Starting A Pineapple Plant

Starting a pineapple plant from a top is easy. Growing pineapples from slips or even seeds is simple too. Lots of pineapple pictures show you exactly what to do.



Starting A Pineapple Plant By Planting A Pineapple Top

Starting a pineapple plant from a pineapple top is easy. First, you have to remove the top from the ripe fruit. The best way is to wrap your fist (careful, the leaves are sharp) around the base of the top and twist it off.

Do this when you're ready to eat the pineapple as the fruit will decay more quickly without its top.

Pineapple top with lower leaves removed.
Next, you need to remove the lower leaves. They peel right off. Keep going until you see a few rows of little bumps. Those little bumps are the beginnings of roots.

Pineapple top root bumps.

Now, you can either place the top in water--just enough to cover the little root bumps--or you can stick it directly into a pot of soil. I've had great results both ways. I've even put pineapple tops directly into the ground in late spring and had success with that method as well.

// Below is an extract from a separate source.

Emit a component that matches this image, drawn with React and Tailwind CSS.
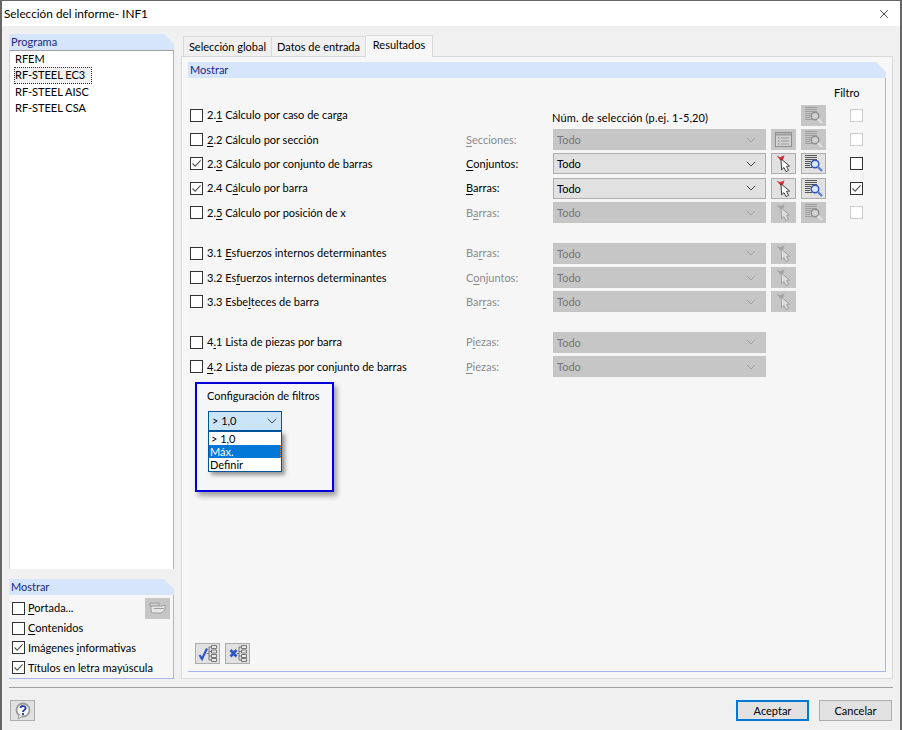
import React from 'react';
import { X } from 'lucide-react';

const font = "font-['Lato','Open_Sans',sans-serif]";

function Check({ checked, disabled, className = '' }) {
  return (
    <span className={`flex h-[13px] w-[13px] shrink-0 items-center justify-center border bg-white ${disabled ? 'border-[#cccccc]' : 'border-[#333333]'} ${className}`}>
      {checked && (
        <svg width="11" height="11" viewBox="0 0 11 11" fill="none">
          <path d="M1.5 5.5 L4.2 8.2 L9.6 2.4" stroke="#555555" strokeWidth="1.1" />
        </svg>
      )}
    </span>
  );
}

function Chevron({ color = '#444444' }) {
  return (
    <svg width="10" height="6" viewBox="0 0 10 6" fill="none">
      <path d="M0.8 0.8 L5 5 L9.2 0.8" stroke={color} strokeWidth="1" />
    </svg>
  );
}

function Combo({ disabled }) {
  return (
    <div className={`flex h-[21px] w-[213px] items-center justify-between border pl-[3px] pr-[9px] ${disabled ? 'border-[#c4c4c4] bg-[#c6c6c6] text-[#777777]' : 'border-[#adadad] bg-[#e1e1e1] text-black'}`}>
      <span>Todo</span>
      <Chevron color={disabled ? '#a0a0a0' : '#444444'} />
    </div>
  );
}

function IconButton({ disabled, children }) {
  return (
    <div className={`flex h-[21px] w-[25px] shrink-0 items-center justify-center border ${disabled ? 'border-[#c6c6c6] bg-[#c6c6c6]' : 'border-[#adadad] bg-[#e1e1e1]'}`}>
      {children}
    </div>
  );
}

function PinIcon({ disabled }) {
  return (
    <svg width="15" height="17" viewBox="0 0 15 17" fill="none">
      <path d="M0.5 0.5 L4 2.2 L8.5 0.3 L7.4 4 L5.6 6.5 L3 3.8 Z" fill={disabled ? '#a4a4a4' : '#e0303a'} />
      <path d="M5 3.8 L13.5 11 L10.6 11.4 L12.6 15.4 L10 16.6 L8 12.6 L5.6 14.8 Z" fill={disabled ? '#dcdcdc' : '#ffffff'} stroke={disabled ? '#9a9a9a' : '#2a2a2a'} strokeWidth="0.9" />
    </svg>
  );
}

function SearchIcon({ disabled }) {
  const line = disabled ? '#9c9c9c' : '#555555';
  return (
    <svg width="20" height="17" viewBox="0 0 20 17" fill="none">
      <path d="M1 0.5 H13 M1 2.5 H13 M1 4.5 H13 M1 6.5 H7 M1 8.5 H6 M1 10.5 H6 M1 12.5 H8" stroke={line} strokeWidth="1" />
      <circle cx="11" cy="9" r="3.8" fill={disabled ? '#d2d2d2' : '#dbe6f8'} stroke={disabled ? '#8f8f8f' : '#2f55b8'} strokeWidth="1.5" />
      <path d="M14 12 L18 16" stroke={disabled ? '#e0e0e0' : '#5f7fd0'} strokeWidth="2.4" />
    </svg>
  );
}

function TableIcon() {
  return (
    <svg width="17" height="15" viewBox="0 0 17 15" fill="none">
      <rect x="0.5" y="0.5" width="16" height="14" fill="#d2d2d2" stroke="#8f8f8f" />
      <path d="M1 2.5 H16" stroke="#9a9a9a" strokeWidth="2" />
      <path d="M3 6 H4.5 M3 9 H4.5 M3 12 H4.5" stroke="#777777" />
      <path d="M6 6 H14 M6 9 H14 M6 12 H14" stroke="#9a9a9a" />
    </svg>
  );
}

function TreeIcon({ mark }) {
  return (
    <svg width="20" height="17" viewBox="0 0 20 17" fill="none">
      <path d="M9 8.5 H11 M11 2 V15 M11 2 H13 M11 6.5 H13 M11 11 H13 M11 15 H13" stroke="#777777" />
      <path d="M13.5 0.5 H18.5 V3.5 H13.5 Z M13.5 5 H18.5 V8 H13.5 Z M13.5 9.5 H18.5 V12.5 H13.5 Z M13.5 13.5 H18.5 V16.5 H13.5 Z" fill="#e8e8e8" stroke="#777777" />
      {mark === 'check' ? (
        <path d="M1.5 10 L4 14 L9 3.5" stroke="#2f55c4" strokeWidth="2.2" />
      ) : (
        <path d="M2.5 5 L8.5 11.5 M8.5 5 L2.5 11.5" stroke="#2f55c4" strokeWidth="2.6" />
      )}
    </svg>
  );
}

// u = caracter subrayado (atajo de teclado)
function Label({ pre = '', u = '', post = '' }) {
  return <>{pre}<span className="underline underline-offset-2">{u}</span>{post}</>;
}

function Row({ label, field, combo, pin, search, table, filter }) {
  const on = combo === 'on';
  return (
    <div className="flex h-[24.4px] items-center">
      <Check checked={label.checked} />
      <span className="ml-[4px] w-[259px] shrink-0 whitespace-nowrap pb-[1px] text-black">
        <Label pre={label.pre} u={label.u} post={label.post} />
      </span>
      <span className={`w-[87px] shrink-0 pb-[1px] ${on ? 'text-black' : 'text-[#8a8a8a]'}`}>
        {field && <Label pre={field.pre} u={field.u} post={field.post} />}
      </span>
      {combo ? <Combo disabled={!on} /> : (
        <span className="-ml-px w-[214px] shrink-0 whitespace-nowrap pt-[5px] tracking-[0.15px] text-black">Núm. de selección (p.ej. 1-5,20)</span>
      )}
      <div className="ml-[5px] w-[25px] shrink-0">
        {table && <IconButton disabled><TableIcon /></IconButton>}
        {pin && <IconButton disabled={pin === 'off'}><PinIcon disabled={pin === 'off'} /></IconButton>}
      </div>
      <div className="ml-[5px] w-[25px] shrink-0">
        {search && <IconButton disabled={search === 'off'}><SearchIcon disabled={search === 'off'} /></IconButton>}
      </div>
      {filter && <Check disabled={filter === 'off'} checked={filter === 'checked'} className="ml-[24px]" />}
    </div>
  );
}

function Header({ children, className = '' }) {
  return (
    <div className={`h-[16px] bg-[#d6e4fc] pl-[2px] leading-[16px] text-[#1a2a80] [clip-path:polygon(0_0,calc(100%-10px)_0,100%_10px,100%_100%,0_100%)] ${className}`}>
      {children}
    </div>
  );
}

export default function App() {
  return (
    <div className={`${font} flex h-[730px] w-[902px] flex-col overflow-hidden border-x-2 border-t border-[#666666] bg-[#f0f0f0] text-[11px] leading-none text-black`}>
      {/* barra de titulo */}
      <div className="flex h-[25px] shrink-0 items-center justify-between bg-white pl-[2px] pr-[9px]">
        <span className="text-[11.8px]">Selección del informe- INF1</span>
        <X size={14} strokeWidth={1.2} />
      </div>

      <div className="flex min-h-0 flex-1 pl-[7px] pr-[7px] pt-[8px]">
        {/* columna izquierda */}
        <div className="flex h-[645px] w-[165px] shrink-0 flex-col">
          <Header>Programa</Header>
          <div className="flex h-[519px] flex-col border-l border-r border-t border-l-[#d0d0d0] border-r-[#a9b4e8] border-t-[#a0a0a0] bg-white pl-[4px]">
            <div className="flex h-[16.3px] items-center pb-[1px] pl-[1px]">RFEM</div>
            <div className="flex h-[16.3px] w-[78px] items-center border border-dotted border-[#333333] bg-[#f0f0f0] pb-[1px]">RF-STEEL EC3</div>
            <div className="flex h-[16.3px] items-center pb-[1px] pl-[1px]">RF-STEEL AISC</div>
            <div className="flex h-[16.3px] items-center pb-[1px] pl-[1px]">RF-STEEL CSA</div>
          </div>
          <Header className="mt-[10px]">Mostrar</Header>
          <div className="flex h-[84px] flex-col border-b border-r border-[#a9b4e8] bg-[#f6f6f6] pl-[3px] pr-[3px] pt-[3px]">
            <div className="flex h-[20px] items-center">
              <Check />
              <span className="ml-[3px] pb-[1px]"><Label u="P" post="ortada..." /></span>
              <div className="ml-auto">
                <IconButton disabled>
                  <svg width="18" height="12" viewBox="0 0 18 12" fill="none">
                    <path d="M1 1 H10 V4 H1 Z" fill="#d4d4d4" stroke="#9a9a9a" />
                    <path d="M2 4 H13 L16 3 V8 L12 11 H3 L2 8 Z" fill="#e4e4e4" stroke="#a0a0a0" />
                    <path d="M5 6.5 H15" stroke="#9e9e9e" />
                  </svg>
                </IconButton>
              </div>
            </div>
            <div className="flex h-[20px] items-center"><Check /><span className="ml-[3px] pb-[1px]"><Label u="C" post="ontenidos" /></span></div>
            <div className="flex h-[19.5px] items-center"><Check checked /><span className="ml-[3px] pb-[1px]"><Label pre="Imágenes " u="i" post="nformativas" /></span></div>
            <div className="flex h-[20px] items-center"><Check checked /><span className="ml-[3px] pb-[1px]">Títulos en letra mayúscula</span></div>
          </div>
        </div>

        {/* pestañas */}
        <div className="ml-[7px] flex h-[645px] min-w-0 flex-1 flex-col">
          <div className="flex h-[22px] shrink-0 items-end pl-[2px]">
            <div className="flex h-[20px] w-[89px] items-center justify-center whitespace-nowrap border-l border-r border-t border-[#d9d9d9] bg-[#f0f0f0]">Selección global</div>
            <div className="flex h-[20px] w-[94px] items-center justify-center whitespace-nowrap border-r border-t border-[#d9d9d9] bg-[#f0f0f0]">Datos de entrada</div>
            <div className="relative top-[1px] flex h-[22px] w-[67px] items-center justify-center border-r border-t border-[#d9d9d9] bg-[#f7f7f7] pb-[4px]">Resultados</div>
          </div>
          <div className="flex min-h-0 flex-1 flex-col border border-[#d9d9d9] bg-[#f7f7f7] px-[6px] pb-[6px] pt-[5px]">
            <Header>Mostrar</Header>
            <div className="relative flex min-h-0 flex-1 flex-col border-b border-r border-[#a9b4e8] bg-[#f6f6f6] pl-[2px]">
              <div className="h-[25px] pl-[644px] pt-[9px]">Filtro</div>

              <Row label={{ pre: '2.', u: '1', post: ' Cálculo por caso de carga' }} search="off" filter="off" />
              <Row label={{ u: '2', post: '.2 Cálculo por sección' }} field={{ u: 'S', post: 'ecciones:' }} combo="off" table search="off" filter="off" />
              <Row label={{ checked: true, pre: '2.', u: '3', post: ' Cálculo por conjunto de barras' }} field={{ u: 'C', post: 'onjuntos:' }} combo="on" pin="on" search="on" filter="on" />
              <Row label={{ checked: true, pre: '2.4 C', u: 'á', post: 'lculo por barra' }} field={{ u: 'B', post: 'arras:' }} combo="on" pin="on" search="on" filter="checked" />
              <Row label={{ pre: '2.', u: '5', post: ' Cálculo por posición de x' }} field={{ pre: 'B', u: 'a', post: 'rras:' }} combo="off" pin="off" search="off" filter="off" />

              <div className="h-[16px]" />
              <Row label={{ pre: '3.1 ', u: 'E', post: 'sfuerzos internos determinantes' }} field={{ pre: 'Ba', u: 'r', post: 'ras:' }} combo="off" pin="off" />
              <Row label={{ pre: '3.2 Es', u: 'f', post: 'uerzos internos determinantes' }} field={{ pre: 'C', u: 'o', post: 'njuntos:' }} combo="off" pin="off" />
              <Row label={{ pre: '3.3 Esbe', u: 'l', post: 'teces de barra' }} field={{ pre: 'Bar', u: 'r', post: 'as:' }} combo="off" pin="off" />

              <div className="h-[16px]" />
              <Row label={{ pre: '4', u: '.', post: '1 Lista de piezas por barra' }} field={{ pre: 'P', u: 'i', post: 'ezas:' }} combo="off" />
              <Row label={{ u: '4', post: '.2 Lista de piezas por conjunto de barras' }} field={{ u: 'P', post: 'iezas:' }} combo="off" />

              {/* recuadro de aviso sobre el dialogo */}
              <div className="absolute left-[7px] top-[304px] h-[110px] w-[139px] border-2 border-[#0000dd] bg-[#f6f6f6] pl-[11px] pt-[6px] shadow-[3px_4px_5px_rgba(0,0,0,0.35)]">
                <div className="-ml-px whitespace-nowrap leading-[12px]">Configuración de filtros</div>
                <div className="mt-[9px] flex h-[20px] w-[74px] items-center justify-between border border-[#005499] bg-[#cce4f7] pl-[3px] pr-[4px]">
                  <span className="pb-[1px]">&gt; 1,0</span>
                  <Chevron />
                </div>
                <div className="flex h-[41px] w-[74px] flex-col border border-[#005499] bg-white shadow-[3px_3px_4px_rgba(0,0,0,0.4)]">
                  <div className="flex h-[13px] items-center pl-[2px]">&gt; 1,0</div>
                  <div className="flex h-[13px] items-center border-r border-dotted border-r-[#e07820] bg-[#0078d7] pl-[1px] text-white">Máx.</div>
                  <div className="flex h-[13px] items-center pl-[1px]">Definir</div>
                </div>
              </div>

              <div className="mt-auto flex gap-[5px] pb-[7px] pl-[5px]">
                <IconButton><TreeIcon mark="check" /></IconButton>
                <IconButton><TreeIcon mark="x" /></IconButton>
              </div>
            </div>
          </div>
        </div>
      </div>

      {/* pie */}
      <div className="mx-[7px] mb-[9px] flex shrink-0 flex-col">
        <div className="h-[1px] bg-[#a0a0a0]" />
        <div className="mt-[12px] flex h-[21px] items-center">
          <div className="ml-[1px]">
            <IconButton>
              <svg width="18" height="18" viewBox="0 0 18 18" fill="none">
                <circle cx="9" cy="8" r="6.5" fill="#fafafa" stroke="#9a9a9a" strokeWidth="1.8" />
                <path d="M5 13 L4 17 L9 14" fill="#fafafa" stroke="#9a9a9a" />
                <path d="M6.6 6 C6.8 3.4 11.6 3.4 11.6 6.2 C11.6 8 9 8 9 10" stroke="#2a3f9e" strokeWidth="1.9" />
                <path d="M9 11 V13" stroke="#2a3f9e" strokeWidth="1.9" />
              </svg>
            </IconButton>
          </div>
          <div className="ml-auto flex h-[21px] w-[73px] items-center justify-center border-2 border-[#0078d7] bg-[#e1e1e1]">Aceptar</div>
          <div className="ml-[10px] mr-[1px] flex h-[21px] w-[73px] items-center justify-center border border-[#adadad] bg-[#e1e1e1]">Cancelar</div>
        </div>
      </div>
    </div>
  );
}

Pineapple plants are tough. You could even leave the top laying on your kitchen table while you spend the weekend in the Bahamas and root it when you get back. It'll be fine.

How do I know this? Don't ask.

If you start it in water, remember to change the water every couple of days. You'll have roots in about a week.

Rooted pineapple top.

Now, it's ready to go into the ground or a pot of soil.

Pineapple top in a pot of soil.


Growing Pineapples From Slips

Each pineapple plant will bear just one fruit in its life. But before the original plant dies it will send up one or more suckers or slips. These slips can arise out of the soil very close to the base of the original plant or they can emerge from the stalk that bore the fruit. So, after you pick the fruit, don't remove the plant. Just continue to care for (or neglect) it as you always have. The slips will appear over the next few months.

Once the slips show up, let them gain some size.

Once they're about a foot tall, remove the slips by cutting them away from the original plant at the base. Place them directly into prepared soil, the same as you would if you were planting a pineapple top.



Growing Pineapples - Should You Separate the Slips

Discusses the pros and cons of separating pineapple slips from the mother plant.


Planting Pineapple Seeds

Pineapple

Pineapple Plants for Sale Here

Growing a pineapple from seed is challenging, but here's how to do it: When you cut up a ripe pineapple, you will sometimes find little black seeds down near the bottom of the fruit. To sprout them, place the pineapple seeds in the smallest glass jar you can find. Use one with a lid and sterilize it first. Rinse the seeds off to remove any pineapple juice and put them into to jar. Screw the lid on and place the jar in a warm spot with light but no direct sun. I put mine on top of the microwave.

Pineapple seeds take weeks to sprout. If you are patient, you will see a tiny white shoot emerge from most of the seeds. That's a root. In a few more weeks a green shoot will join the white shoot. This is the point at which I lost interest in this experiment. It just takes too long. All the while you're trying to keep the moisture level in the jar just right. Too little and the seeds dry out. Too much and mold sets in. I'll stick to starting a pineapple plant with a top or a slip.

But you're not a quitter like me. You want to continue growing the seedlings.

When they are about an inch tall, transfer them into soil. Use a container with a clear plastic dome type lid. Like the ones ice cream sundaes come in.

Use tweezers to transplant the tiny seedlings. Grow them on in filtered sun. Feed them a very weak liquid fertilizer each week. When they become crowded, shift them into individual pots. They should be big enough by then not to need a plastic cover.

It will take much longer to get big plants this way, but you will have the satisfaction of watching the pineapple plants grow from tiny seedlings into three foot wide adults.

And who knows what new cultivar you might discover. Seeds are a result of insect pollination and foster genetic diversity in plants. You could end up growing a white pineapple, or a red pineapple. Or one with beautiful striped leaves.

All because you decided to accept the challenge of starting a pineapple plant from seeds.